Une quinzaine de minutes plus tard arrive Karima au volant de sa Ford Fiesta noire. «Nous avions reçu une alerte sur un groupe que nous avons en commun sur l’application mobile WhatsApp comme quoi vous pouviez être des chauffeurs de taxis qui voudraient nous tendre un piège pour nous agresser, explique la chauffeuse à ses passagers. Je me suis juste dit, sur un coup de tête, pourquoi ne pas venir.»
Depuis que les sociétés de VTC, à savoir Careem et Uber, se sont installées au Maroc, leurs chauffeurs ont fait l’objet de bon nombre d’agressions de la part des chauffeurs de taxis. Ces derniers, qui pour exercer doivent, contrairement aux chauffeurs de sociétés de VTC, disposer d’un agrément, d’un permis de confiance et d’une carte professionnelle estiment qu’on leur fait une concurrence déloyale.

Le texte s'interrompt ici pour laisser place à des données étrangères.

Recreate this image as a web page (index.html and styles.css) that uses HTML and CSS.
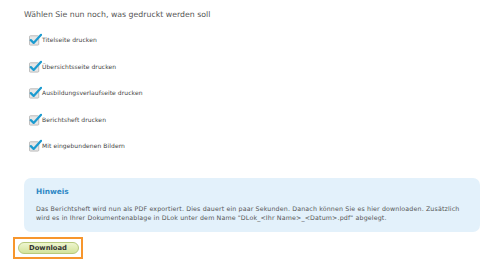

A ce titre, les chauffeurs de taxi avaient envoyé, le 13 mars 2017, une correspondance au ministère de l’Intérieur, au ministère de la Justice, à la direction générale de la sûreté nationale (DGSN), à la wilaya de la région de Casablanca-Settat et au procureur général du Roi près le tribunal de première instance de Casablanca pour sensibiliser, expliquent-ils, l’administration à l’explosivité de la situation.
L’Agence nationale de réglementation des télécommunications (ANRT), chargée de délivrer les autorisations pour l’exploitation des réseaux de radiocommunication, a également été sollicitée pour bloquer les applications mobiles des sociétés de VTC. «Demain, il pourrait y avoir mort d’hommes, avertit le secrétaire général de l’Organisation démocratique des professionnels du transports (ODPT), Mustapha Chaoune. Bien sûr, nous condamnons avec force tout type d’agressions. Mais comment ramener les chauffeurs de taxis à la raison du moment qu’ils ne peuvent pas faire valoir leurs droits?».
Incitations à la violence
En attendant, la guerre des chauffeurs fait rage. En janvier 2017, une vidéo filmée depuis le toit d’un immeuble à Casablanca montrait une chauffeuse de Careem passée à tabac par des chauffeurs de taxis qui s’étaient fait passer pour des clients pour amener leur victime dans un guet-apens. La chauffeuse en était sortie avec plusieurs contusions ainsi que des dommages à sa voiture.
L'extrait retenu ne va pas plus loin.